Retype the whole listing, please, keeping every line exact and dropping the pictures.

## Start PROVIDED MATERIAL

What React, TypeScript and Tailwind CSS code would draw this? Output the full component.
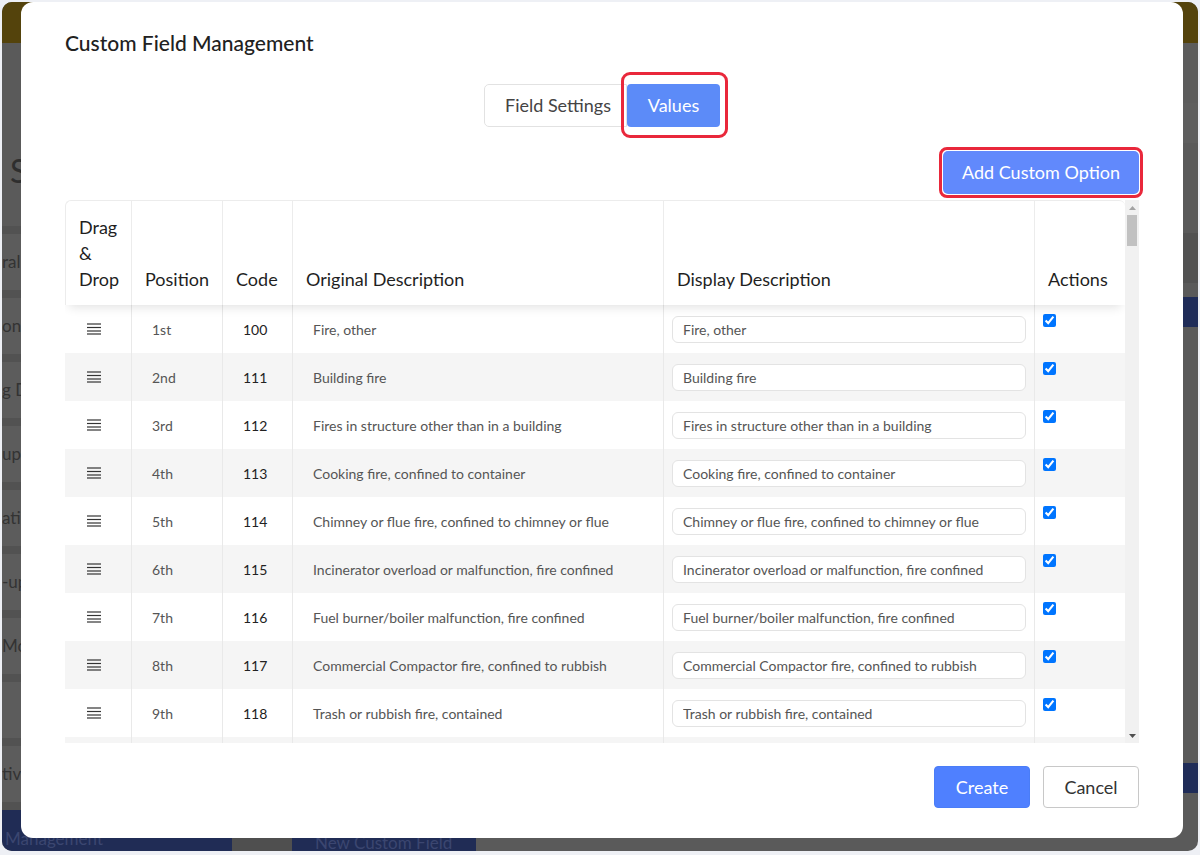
import React from "react";

const rows: [string, string, string][] = [
  ["1st", "100", "Fire, other"],
  ["2nd", "111", "Building fire"],
  ["3rd", "112", "Fires in structure other than in a building"],
  ["4th", "113", "Cooking fire, confined to container"],
  ["5th", "114", "Chimney or flue fire, confined to chimney or flue"],
  ["6th", "115", "Incinerator overload or malfunction, fire confined"],
  ["7th", "116", "Fuel burner/boiler malfunction, fire confined"],
  ["8th", "117", "Commercial Compactor fire, confined to rubbish"],
  ["9th", "118", "Trash or rubbish fire, contained"],
];

const sideItems = ["ral", "ons", "g D", "up", "ati", "-up", "Mo", "", "tiv"];

const DragHandle = () => (
  <svg width="14" height="12" viewBox="0 0 14 12" className="ml-[22px] block">
    <g stroke="#333" strokeWidth="1.2">
      <line x1="0" y1="1" x2="14" y2="1" />
      <line x1="0" y1="4.5" x2="14" y2="4.5" />
      <line x1="0" y1="8" x2="14" y2="8" />
      <line x1="0" y1="11" x2="14" y2="11" />
    </g>
  </svg>
);

// page behind the dimmed overlay
const Backdrop = () => (
  <div className="flex h-full flex-col">
    <div className="h-[41px] bg-[#54430c]" />
    <div className="flex flex-1">
      <aside className="flex w-[230px] flex-col">
        <div className="h-[183px] pt-[112px] pl-[8px] text-[32px] leading-none text-[#2e2e2e]">S</div>
        {sideItems.map((t, i) => (
          <div key={i}>
            <div className="h-[8px] bg-[#525252]" />
            <div className="flex h-[56px] items-center bg-[#5c5c5c] text-[17px] whitespace-nowrap text-[#333]">
              {t}
            </div>
          </div>
        ))}
        <div className="h-[8px] bg-[#525252]" />
        <div className="flex flex-1 items-end bg-[#202c55] pl-[3px] text-[17px] text-[#3b4670]">Management</div>
      </aside>
      <main className="flex flex-1 flex-col">
        <div className="h-[60px] bg-[#5c5c5c]" />
        <div className="h-[40px] bg-[#5e5e5e]" />
        <div className="mt-[90px] h-[50px] bg-[#525252]" />
        <div className="mt-[14px] h-[30px] bg-[#1f2c58]" />
        <div className="flex-1" />
        <div className="h-[30px] bg-[#1f2c58]" />
        <div className="mt-[33px] flex h-[25px] items-end">
          <div className="h-full w-[60px] bg-[#4f4f4f]" />
          <div className="flex h-full w-[184px] items-end bg-[#202c55] pl-[23px] text-[17px] leading-none text-[#3b4670]">
            New Custom Field
          </div>
        </div>
      </main>
    </div>
  </div>
);

const cellBorder = "border-l border-[#e9e9e9]";

export default function App() {
  return (
    <div className="h-[855px] w-[1200px] bg-[#eef0f5] p-[2px] pb-[4px]" style={{ fontFamily: "Lato, 'Noto Sans', sans-serif" }}>
      <div className="relative h-full overflow-hidden rounded-[10px] bg-[#5a5a5a]">
        <Backdrop />

        {/* modal */}
        <div className="absolute top-0 left-[19px] flex h-[836px] w-[1162px] flex-col rounded-[12px] bg-white px-[44px] pt-[27px]">
          <h2 className="text-[21px] leading-[28px] font-medium text-[#212121]">Custom Field Management</h2>

          <div className="mt-[27px] flex justify-center">
            <button className="h-[43px] w-[143px] rounded-l-[5px] border border-[#e2e2e2] bg-white pl-[5px] text-[18px] text-[#444]">
              Field Settings
            </button>
            <div className="relative">
              <div className="absolute -top-[12px] -right-[8px] -bottom-[11px] -left-[6px] rounded-[9px] border-[3px] border-[#e9283b]" />
              <button className="h-[43px] w-[93px] rounded-[4px] bg-[#5c8bf8] text-[18px] text-white">Values</button>
            </div>
          </div>

          <div className="mt-[20px] -mr-[4px] flex justify-end">
            <div className="rounded-[8px] border-[3px] border-[#e9283b] p-[1px]">
              <button className="h-[43px] w-[196px] rounded-[5px] bg-[#6189fc] text-[18px] text-white">
                Add Custom Option
              </button>
            </div>
          </div>

          <div className="mt-[2px] flex h-[543px] overflow-hidden">
            <div className="flex-1 overflow-hidden">
              <table className="w-full table-fixed border-separate border-spacing-0">
                <colgroup>
                  <col className="w-[66px]" />
                  <col className="w-[91px]" />
                  <col className="w-[70px]" />
                  <col className="w-[371px]" />
                  <col className="w-[371px]" />
                  <col />
                </colgroup>
                <thead>
                  <tr className="relative z-10 text-left align-bottom text-[18px] leading-[26px] text-[#1f1f1f] shadow-[0_6px_10px_-4px_rgba(0,0,0,0.12)]">
                    <th className="h-[105px] rounded-tl-[6px] border-t border-l border-[#ececec] px-[13px] pb-[13px] font-normal">Drag & Drop</th>
                    <th className="border-t border-l border-[#ececec] px-[13px] pb-[13px] font-normal">Position</th>
                    <th className="border-t border-l border-[#ececec] px-[13px] pb-[13px] font-normal">Code</th>
                    <th className="border-t border-l border-[#ececec] px-[13px] pb-[13px] font-normal">Original Description</th>
                    <th className="border-t border-l border-[#ececec] px-[13px] pb-[13px] font-normal">Display Description</th>
                    <th className="rounded-tr-[6px] border-t border-l border-[#ececec] px-[13px] pb-[13px] font-normal">Actions</th>
                  </tr>
                </thead>
                <tbody className="text-[14px] text-[#555]">
                  {rows.map(([pos, code, desc], i) => (
                    <tr key={code} className={i % 2 === 1 ? "bg-[#f5f5f5]" : "bg-white"}>
                      <td className="h-[48px]">
                        <DragHandle />
                      </td>
                      <td className={`${cellBorder} pl-[20px]`}>{pos}</td>
                      <td className={`${cellBorder} pl-[20px] text-[#222]`}>{code}</td>
                      <td className={`${cellBorder} pl-[20px]`}>{desc}</td>
                      <td className={`${cellBorder} px-[8px]`}>
                        <input
                          readOnly
                          value={desc}
                          className="h-[27px] w-full rounded-[6px] border border-[#e3e3e3] bg-white px-[10px] text-[14px] text-[#555] outline-none"
                        />
                      </td>
                      <td className={`${cellBorder} pt-[9px] pl-[8px] align-top`}>
                        <input type="checkbox" defaultChecked className="block h-[13px] w-[13px]" />
                      </td>
                    </tr>
                  ))}
                  {/* next row, scrolled below the fold */}
                  <tr className="bg-[#f5f5f5]">
                    <td className="h-[48px]" />
                    <td className={cellBorder} />
                    <td className={cellBorder} />
                    <td className={cellBorder} />
                    <td className={cellBorder} />
                    <td className={cellBorder} />
                  </tr>
                </tbody>
              </table>
            </div>

            {/* scrollbar */}
            <div className="flex w-[14px] flex-col items-center bg-[#f1f1f1]">
              <svg width="7" height="4" viewBox="0 0 7 4" className="mt-[6px]">
                <path d="M3.5 0L7 4H0z" fill="#a3a3a3" />
              </svg>
              <div className="mt-[5px] h-[31px] w-[10px] bg-[#c1c1c1]" />
              <div className="flex-1" />
              <svg width="7" height="4" viewBox="0 0 7 4" className="mb-[5px]">
                <path d="M0 0h7L3.5 4z" fill="#505050" />
              </svg>
            </div>
          </div>

          <div className="mt-[23px] flex justify-end gap-[13px]">
            <button className="h-[42px] w-[96px] rounded-[4px] border border-[#4a7df7] bg-[#4f80ff] text-[18px] text-white">Create</button>
            <button className="h-[42px] w-[96px] rounded-[4px] border border-[#c8c8c8] bg-white text-[18px] text-[#333]">Cancel</button>
          </div>
        </div>
      </div>
    </div>
  );
}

## End PROVIDED MATERIAL

*SOLUTION FOR THIS TASK:*
What React, TypeScript and Tailwind CSS code would draw this? Output the full component.
import React from "react";

const rows: [string, string, string][] = [
  ["1st", "100", "Fire, other"],
  ["2nd", "111", "Building fire"],
  ["3rd", "112", "Fires in structure other than in a building"],
  ["4th", "113", "Cooking fire, confined to container"],
  ["5th", "114", "Chimney or flue fire, confined to chimney or flue"],
  ["6th", "115", "Incinerator overload or malfunction, fire confined"],
  ["7th", "116", "Fuel burner/boiler malfunction, fire confined"],
  ["8th", "117", "Commercial Compactor fire, confined to rubbish"],
  ["9th", "118", "Trash or rubbish fire, contained"],
];

const sideItems = ["ral", "ons", "g D", "up", "ati", "-up", "Mo", "", "tiv"];

const DragHandle = () => (
  <svg width="14" height="12" viewBox="0 0 14 12" className="ml-[22px] block">
    <g stroke="#333" strokeWidth="1.2">
      <line x1="0" y1="1" x2="14" y2="1" />
      <line x1="0" y1="4.5" x2="14" y2="4.5" />
      <line x1="0" y1="8" x2="14" y2="8" />
      <line x1="0" y1="11" x2="14" y2="11" />
    </g>
  </svg>
);

// page behind the dimmed overlay
const Backdrop = () => (
  <div className="flex h-full flex-col">
    <div className="h-[41px] bg-[#54430c]" />
    <div className="flex flex-1">
      <aside className="flex w-[230px] flex-col">
        <div className="h-[183px] pt-[112px] pl-[8px] text-[32px] leading-none text-[#2e2e2e]">S</div>
        {sideItems.map((t, i) => (
          <div key={i}>
            <div className="h-[8px] bg-[#525252]" />
            <div className="flex h-[56px] items-center bg-[#5c5c5c] text-[17px] whitespace-nowrap text-[#333]">
              {t}
            </div>
          </div>
        ))}
        <div className="h-[8px] bg-[#525252]" />
        <div className="flex flex-1 items-end bg-[#202c55] pl-[3px] text-[17px] text-[#3b4670]">Management</div>
      </aside>
      <main className="flex flex-1 flex-col">
        <div className="h-[60px] bg-[#5c5c5c]" />
        <div className="h-[40px] bg-[#5e5e5e]" />
        <div className="mt-[90px] h-[50px] bg-[#525252]" />
        <div className="mt-[14px] h-[30px] bg-[#1f2c58]" />
        <div className="flex-1" />
        <div className="h-[30px] bg-[#1f2c58]" />
        <div className="mt-[33px] flex h-[25px] items-end">
          <div className="h-full w-[60px] bg-[#4f4f4f]" />
          <div className="flex h-full w-[184px] items-end bg-[#202c55] pl-[23px] text-[17px] leading-none text-[#3b4670]">
            New Custom Field
          </div>
        </div>
      </main>
    </div>
  </div>
);

const cellBorder = "border-l border-[#e9e9e9]";

export default function App() {
  return (
    <div className="h-[855px] w-[1200px] bg-[#eef0f5] p-[2px] pb-[4px]" style={{ fontFamily: "Lato, 'Noto Sans', sans-serif" }}>
      <div className="relative h-full overflow-hidden rounded-[10px] bg-[#5a5a5a]">
        <Backdrop />

        {/* modal */}
        <div className="absolute top-0 left-[19px] flex h-[836px] w-[1162px] flex-col rounded-[12px] bg-white px-[44px] pt-[27px]">
          <h2 className="text-[21px] leading-[28px] font-medium text-[#212121]">Custom Field Management</h2>

          <div className="mt-[27px] flex justify-center">
            <button className="h-[43px] w-[143px] rounded-l-[5px] border border-[#e2e2e2] bg-white pl-[5px] text-[18px] text-[#444]">
              Field Settings
            </button>
            <div className="relative">
              <div className="absolute -top-[12px] -right-[8px] -bottom-[11px] -left-[6px] rounded-[9px] border-[3px] border-[#e9283b]" />
              <button className="h-[43px] w-[93px] rounded-[4px] bg-[#5c8bf8] text-[18px] text-white">Values</button>
            </div>
          </div>

          <div className="mt-[20px] -mr-[4px] flex justify-end">
            <div className="rounded-[8px] border-[3px] border-[#e9283b] p-[1px]">
              <button className="h-[43px] w-[196px] rounded-[5px] bg-[#6189fc] text-[18px] text-white">
                Add Custom Option
              </button>
            </div>
          </div>

          <div className="mt-[2px] flex h-[543px] overflow-hidden">
            <div className="flex-1 overflow-hidden">
              <table className="w-full table-fixed border-separate border-spacing-0">
                <colgroup>
                  <col className="w-[66px]" />
                  <col className="w-[91px]" />
                  <col className="w-[70px]" />
                  <col className="w-[371px]" />
                  <col className="w-[371px]" />
                  <col />
                </colgroup>
                <thead>
                  <tr className="relative z-10 text-left align-bottom text-[18px] leading-[26px] text-[#1f1f1f] shadow-[0_6px_10px_-4px_rgba(0,0,0,0.12)]">
                    <th className="h-[105px] rounded-tl-[6px] border-t border-l border-[#ececec] px-[13px] pb-[13px] font-normal">Drag & Drop</th>
                    <th className="border-t border-l border-[#ececec] px-[13px] pb-[13px] font-normal">Position</th>
                    <th className="border-t border-l border-[#ececec] px-[13px] pb-[13px] font-normal">Code</th>
                    <th className="border-t border-l border-[#ececec] px-[13px] pb-[13px] font-normal">Original Description</th>
                    <th className="border-t border-l border-[#ececec] px-[13px] pb-[13px] font-normal">Display Description</th>
                    <th className="rounded-tr-[6px] border-t border-l border-[#ececec] px-[13px] pb-[13px] font-normal">Actions</th>
                  </tr>
                </thead>
                <tbody className="text-[14px] text-[#555]">
                  {rows.map(([pos, code, desc], i) => (
                    <tr key={code} className={i % 2 === 1 ? "bg-[#f5f5f5]" : "bg-white"}>
                      <td className="h-[48px]">
                        <DragHandle />
                      </td>
                      <td className={`${cellBorder} pl-[20px]`}>{pos}</td>
                      <td className={`${cellBorder} pl-[20px] text-[#222]`}>{code}</td>
                      <td className={`${cellBorder} pl-[20px]`}>{desc}</td>
                      <td className={`${cellBorder} px-[8px]`}>
                        <input
                          readOnly
                          value={desc}
                          className="h-[27px] w-full rounded-[6px] border border-[#e3e3e3] bg-white px-[10px] text-[14px] text-[#555] outline-none"
                        />
                      </td>
                      <td className={`${cellBorder} pt-[9px] pl-[8px] align-top`}>
                        <input type="checkbox" defaultChecked className="block h-[13px] w-[13px]" />
                      </td>
                    </tr>
                  ))}
                  {/* next row, scrolled below the fold */}
                  <tr className="bg-[#f5f5f5]">
                    <td className="h-[48px]" />
                    <td className={cellBorder} />
                    <td className={cellBorder} />
                    <td className={cellBorder} />
                    <td className={cellBorder} />
                    <td className={cellBorder} />
                  </tr>
                </tbody>
              </table>
            </div>

            {/* scrollbar */}
            <div className="flex w-[14px] flex-col items-center bg-[#f1f1f1]">
              <svg width="7" height="4" viewBox="0 0 7 4" className="mt-[6px]">
                <path d="M3.5 0L7 4H0z" fill="#a3a3a3" />
              </svg>
              <div className="mt-[5px] h-[31px] w-[10px] bg-[#c1c1c1]" />
              <div className="flex-1" />
              <svg width="7" height="4" viewBox="0 0 7 4" className="mb-[5px]">
                <path d="M0 0h7L3.5 4z" fill="#505050" />
              </svg>
            </div>
          </div>

          <div className="mt-[23px] flex justify-end gap-[13px]">
            <button className="h-[42px] w-[96px] rounded-[4px] border border-[#4a7df7] bg-[#4f80ff] text-[18px] text-white">Create</button>
            <button className="h-[42px] w-[96px] rounded-[4px] border border-[#c8c8c8] bg-white text-[18px] text-[#333]">Cancel</button>
          </div>
        </div>
      </div>
    </div>
  );
}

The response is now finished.